>> BEGIN Data segment

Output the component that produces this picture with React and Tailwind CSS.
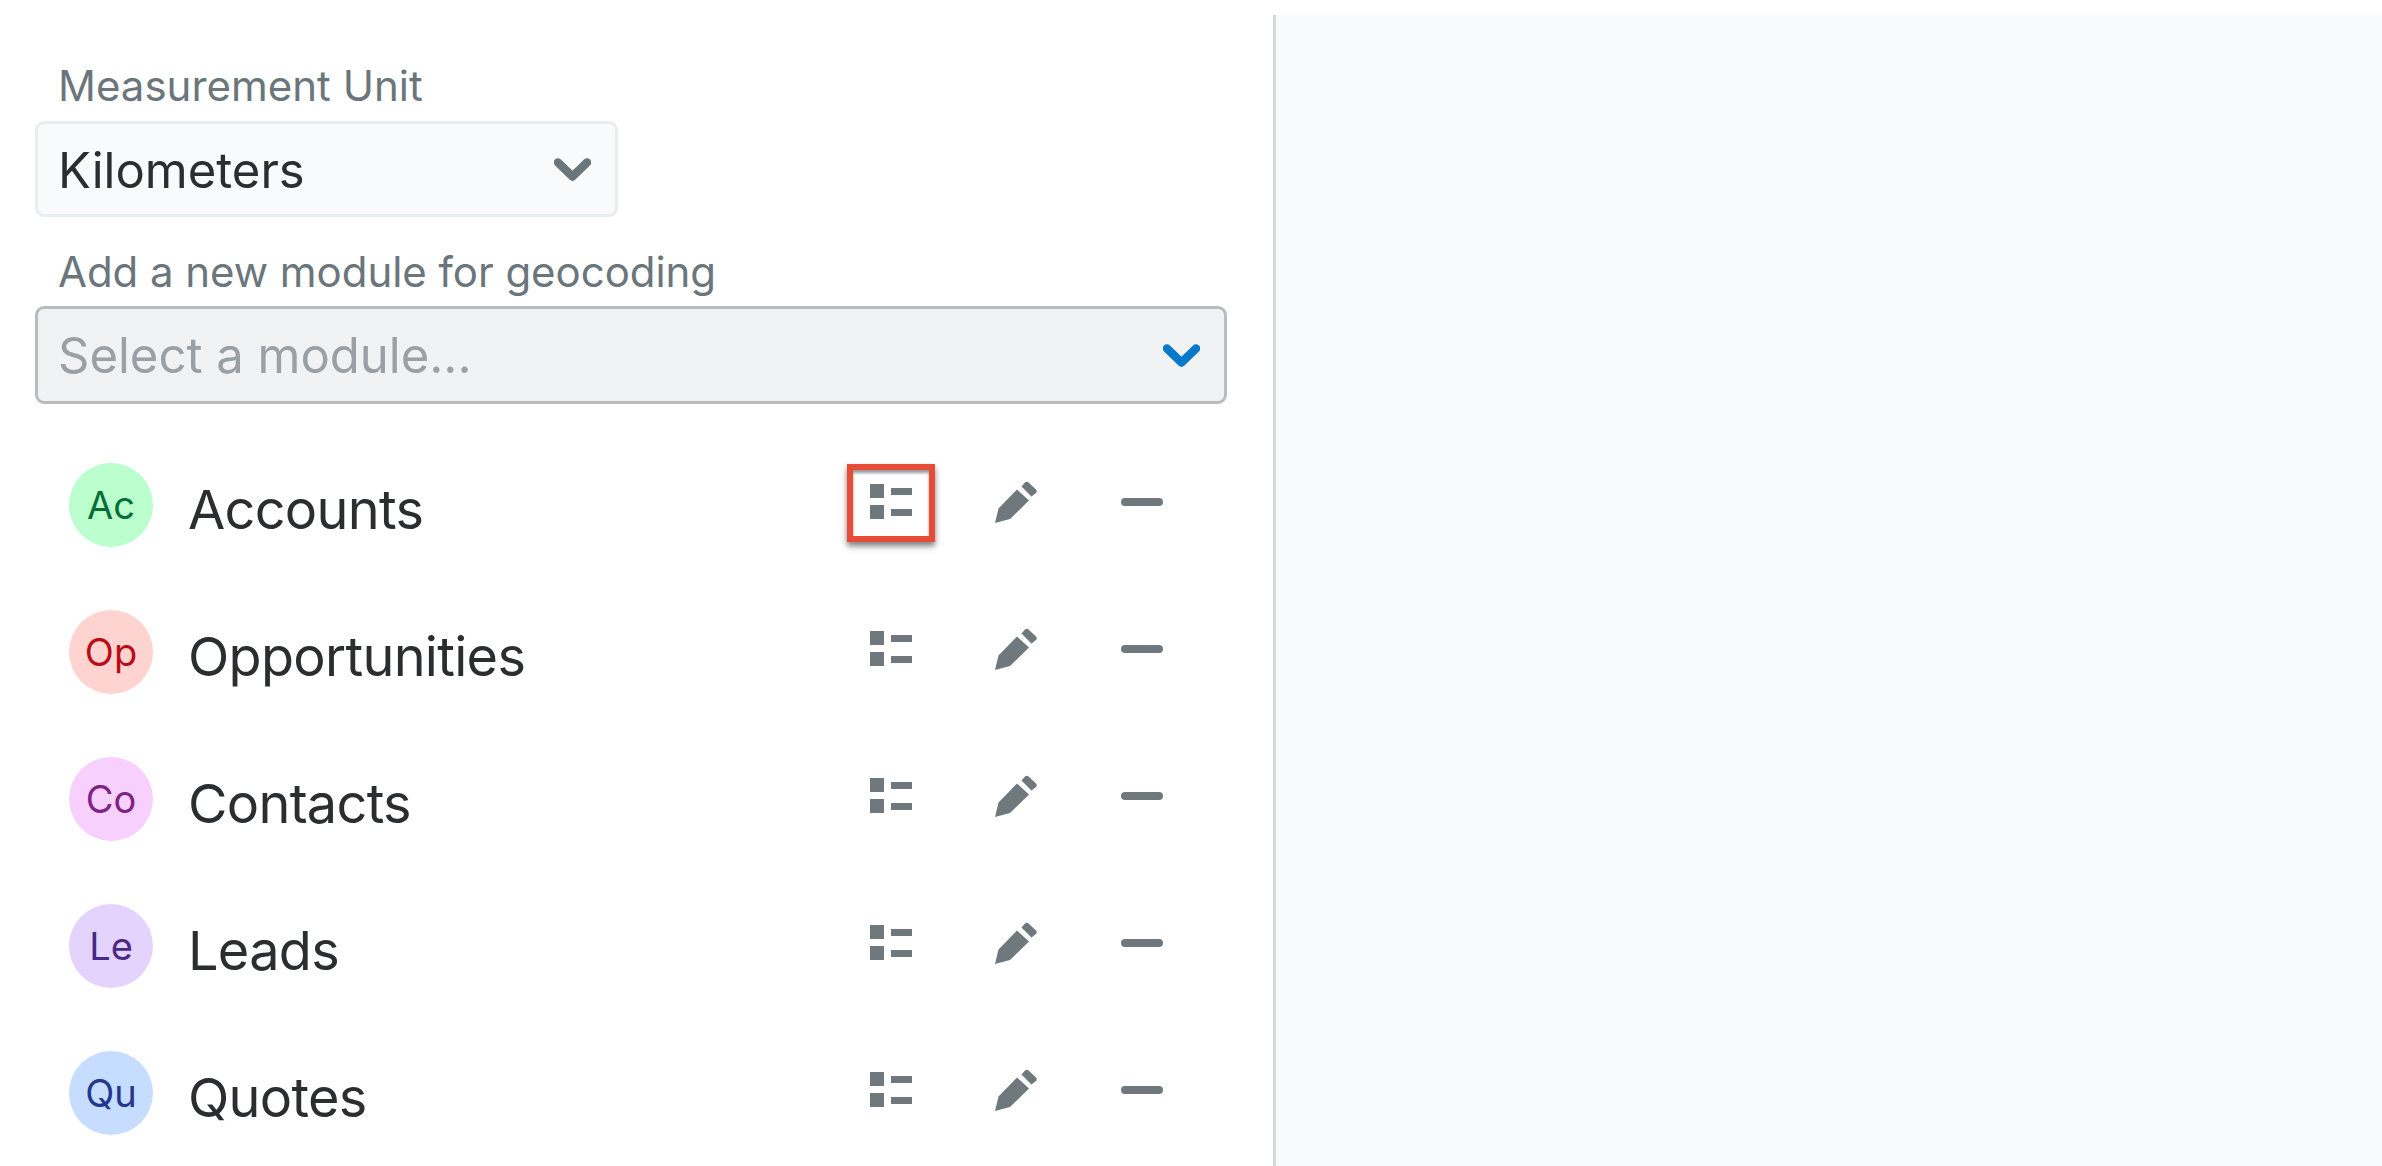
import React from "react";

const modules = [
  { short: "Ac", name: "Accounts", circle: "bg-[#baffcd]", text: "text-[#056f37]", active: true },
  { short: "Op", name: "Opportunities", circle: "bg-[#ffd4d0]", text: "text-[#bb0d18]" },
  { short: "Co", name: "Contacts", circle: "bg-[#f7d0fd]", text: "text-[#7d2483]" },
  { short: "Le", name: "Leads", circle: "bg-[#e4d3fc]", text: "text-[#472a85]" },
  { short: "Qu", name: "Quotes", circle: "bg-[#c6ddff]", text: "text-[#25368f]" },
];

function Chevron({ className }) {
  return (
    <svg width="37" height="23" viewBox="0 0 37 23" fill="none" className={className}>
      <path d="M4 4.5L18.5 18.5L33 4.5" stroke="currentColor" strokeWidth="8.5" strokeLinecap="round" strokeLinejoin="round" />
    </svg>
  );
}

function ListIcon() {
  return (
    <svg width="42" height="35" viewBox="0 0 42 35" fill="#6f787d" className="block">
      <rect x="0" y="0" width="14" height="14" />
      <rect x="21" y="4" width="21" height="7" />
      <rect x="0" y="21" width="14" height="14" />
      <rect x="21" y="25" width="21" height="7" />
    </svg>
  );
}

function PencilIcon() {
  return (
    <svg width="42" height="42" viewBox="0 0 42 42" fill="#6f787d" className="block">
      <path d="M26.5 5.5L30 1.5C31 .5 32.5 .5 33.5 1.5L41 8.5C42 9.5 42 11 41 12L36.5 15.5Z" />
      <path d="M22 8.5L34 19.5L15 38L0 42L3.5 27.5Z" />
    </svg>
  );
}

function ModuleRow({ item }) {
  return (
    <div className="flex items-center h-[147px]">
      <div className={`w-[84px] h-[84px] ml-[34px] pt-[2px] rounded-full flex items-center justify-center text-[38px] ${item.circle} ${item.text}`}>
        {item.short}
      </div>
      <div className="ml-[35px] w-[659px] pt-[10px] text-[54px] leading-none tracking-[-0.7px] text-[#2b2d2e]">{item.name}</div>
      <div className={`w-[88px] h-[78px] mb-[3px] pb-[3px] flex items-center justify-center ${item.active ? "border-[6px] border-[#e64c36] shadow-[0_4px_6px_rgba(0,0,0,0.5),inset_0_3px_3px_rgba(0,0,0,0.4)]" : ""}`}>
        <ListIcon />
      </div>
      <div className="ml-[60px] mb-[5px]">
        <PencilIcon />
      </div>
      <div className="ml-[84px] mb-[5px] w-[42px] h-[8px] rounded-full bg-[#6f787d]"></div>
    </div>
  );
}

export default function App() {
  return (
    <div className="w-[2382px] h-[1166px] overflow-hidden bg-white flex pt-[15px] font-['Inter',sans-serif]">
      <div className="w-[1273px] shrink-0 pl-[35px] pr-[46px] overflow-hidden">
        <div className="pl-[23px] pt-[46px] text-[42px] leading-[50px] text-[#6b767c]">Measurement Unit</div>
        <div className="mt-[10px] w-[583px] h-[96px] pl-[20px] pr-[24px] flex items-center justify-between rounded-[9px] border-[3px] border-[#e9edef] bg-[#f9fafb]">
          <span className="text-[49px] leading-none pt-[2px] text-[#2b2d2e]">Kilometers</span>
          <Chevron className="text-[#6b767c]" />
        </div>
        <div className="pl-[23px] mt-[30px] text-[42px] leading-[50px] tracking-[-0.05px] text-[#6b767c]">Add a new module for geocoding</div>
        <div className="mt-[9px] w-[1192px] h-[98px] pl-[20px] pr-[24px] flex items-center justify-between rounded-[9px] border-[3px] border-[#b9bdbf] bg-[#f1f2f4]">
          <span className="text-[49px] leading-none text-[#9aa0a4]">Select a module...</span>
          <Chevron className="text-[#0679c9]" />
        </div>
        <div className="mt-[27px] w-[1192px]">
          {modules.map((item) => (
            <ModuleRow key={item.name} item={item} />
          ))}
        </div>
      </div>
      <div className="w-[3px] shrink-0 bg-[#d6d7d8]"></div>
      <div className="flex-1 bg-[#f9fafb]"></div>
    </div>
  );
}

>> END Data segment

• Set problem:
Retype everything in the material word for word, minus pictures.

• Solution below:
Output the component that produces this picture with React and Tailwind CSS.
import React from "react";

const modules = [
  { short: "Ac", name: "Accounts", circle: "bg-[#baffcd]", text: "text-[#056f37]", active: true },
  { short: "Op", name: "Opportunities", circle: "bg-[#ffd4d0]", text: "text-[#bb0d18]" },
  { short: "Co", name: "Contacts", circle: "bg-[#f7d0fd]", text: "text-[#7d2483]" },
  { short: "Le", name: "Leads", circle: "bg-[#e4d3fc]", text: "text-[#472a85]" },
  { short: "Qu", name: "Quotes", circle: "bg-[#c6ddff]", text: "text-[#25368f]" },
];

function Chevron({ className }) {
  return (
    <svg width="37" height="23" viewBox="0 0 37 23" fill="none" className={className}>
      <path d="M4 4.5L18.5 18.5L33 4.5" stroke="currentColor" strokeWidth="8.5" strokeLinecap="round" strokeLinejoin="round" />
    </svg>
  );
}

function ListIcon() {
  return (
    <svg width="42" height="35" viewBox="0 0 42 35" fill="#6f787d" className="block">
      <rect x="0" y="0" width="14" height="14" />
      <rect x="21" y="4" width="21" height="7" />
      <rect x="0" y="21" width="14" height="14" />
      <rect x="21" y="25" width="21" height="7" />
    </svg>
  );
}

function PencilIcon() {
  return (
    <svg width="42" height="42" viewBox="0 0 42 42" fill="#6f787d" className="block">
      <path d="M26.5 5.5L30 1.5C31 .5 32.5 .5 33.5 1.5L41 8.5C42 9.5 42 11 41 12L36.5 15.5Z" />
      <path d="M22 8.5L34 19.5L15 38L0 42L3.5 27.5Z" />
    </svg>
  );
}

function ModuleRow({ item }) {
  return (
    <div className="flex items-center h-[147px]">
      <div className={`w-[84px] h-[84px] ml-[34px] pt-[2px] rounded-full flex items-center justify-center text-[38px] ${item.circle} ${item.text}`}>
        {item.short}
      </div>
      <div className="ml-[35px] w-[659px] pt-[10px] text-[54px] leading-none tracking-[-0.7px] text-[#2b2d2e]">{item.name}</div>
      <div className={`w-[88px] h-[78px] mb-[3px] pb-[3px] flex items-center justify-center ${item.active ? "border-[6px] border-[#e64c36] shadow-[0_4px_6px_rgba(0,0,0,0.5),inset_0_3px_3px_rgba(0,0,0,0.4)]" : ""}`}>
        <ListIcon />
      </div>
      <div className="ml-[60px] mb-[5px]">
        <PencilIcon />
      </div>
      <div className="ml-[84px] mb-[5px] w-[42px] h-[8px] rounded-full bg-[#6f787d]"></div>
    </div>
  );
}

export default function App() {
  return (
    <div className="w-[2382px] h-[1166px] overflow-hidden bg-white flex pt-[15px] font-['Inter',sans-serif]">
      <div className="w-[1273px] shrink-0 pl-[35px] pr-[46px] overflow-hidden">
        <div className="pl-[23px] pt-[46px] text-[42px] leading-[50px] text-[#6b767c]">Measurement Unit</div>
        <div className="mt-[10px] w-[583px] h-[96px] pl-[20px] pr-[24px] flex items-center justify-between rounded-[9px] border-[3px] border-[#e9edef] bg-[#f9fafb]">
          <span className="text-[49px] leading-none pt-[2px] text-[#2b2d2e]">Kilometers</span>
          <Chevron className="text-[#6b767c]" />
        </div>
        <div className="pl-[23px] mt-[30px] text-[42px] leading-[50px] tracking-[-0.05px] text-[#6b767c]">Add a new module for geocoding</div>
        <div className="mt-[9px] w-[1192px] h-[98px] pl-[20px] pr-[24px] flex items-center justify-between rounded-[9px] border-[3px] border-[#b9bdbf] bg-[#f1f2f4]">
          <span className="text-[49px] leading-none text-[#9aa0a4]">Select a module...</span>
          <Chevron className="text-[#0679c9]" />
        </div>
        <div className="mt-[27px] w-[1192px]">
          {modules.map((item) => (
            <ModuleRow key={item.name} item={item} />
          ))}
        </div>
      </div>
      <div className="w-[3px] shrink-0 bg-[#d6d7d8]"></div>
      <div className="flex-1 bg-[#f9fafb]"></div>
    </div>
  );
}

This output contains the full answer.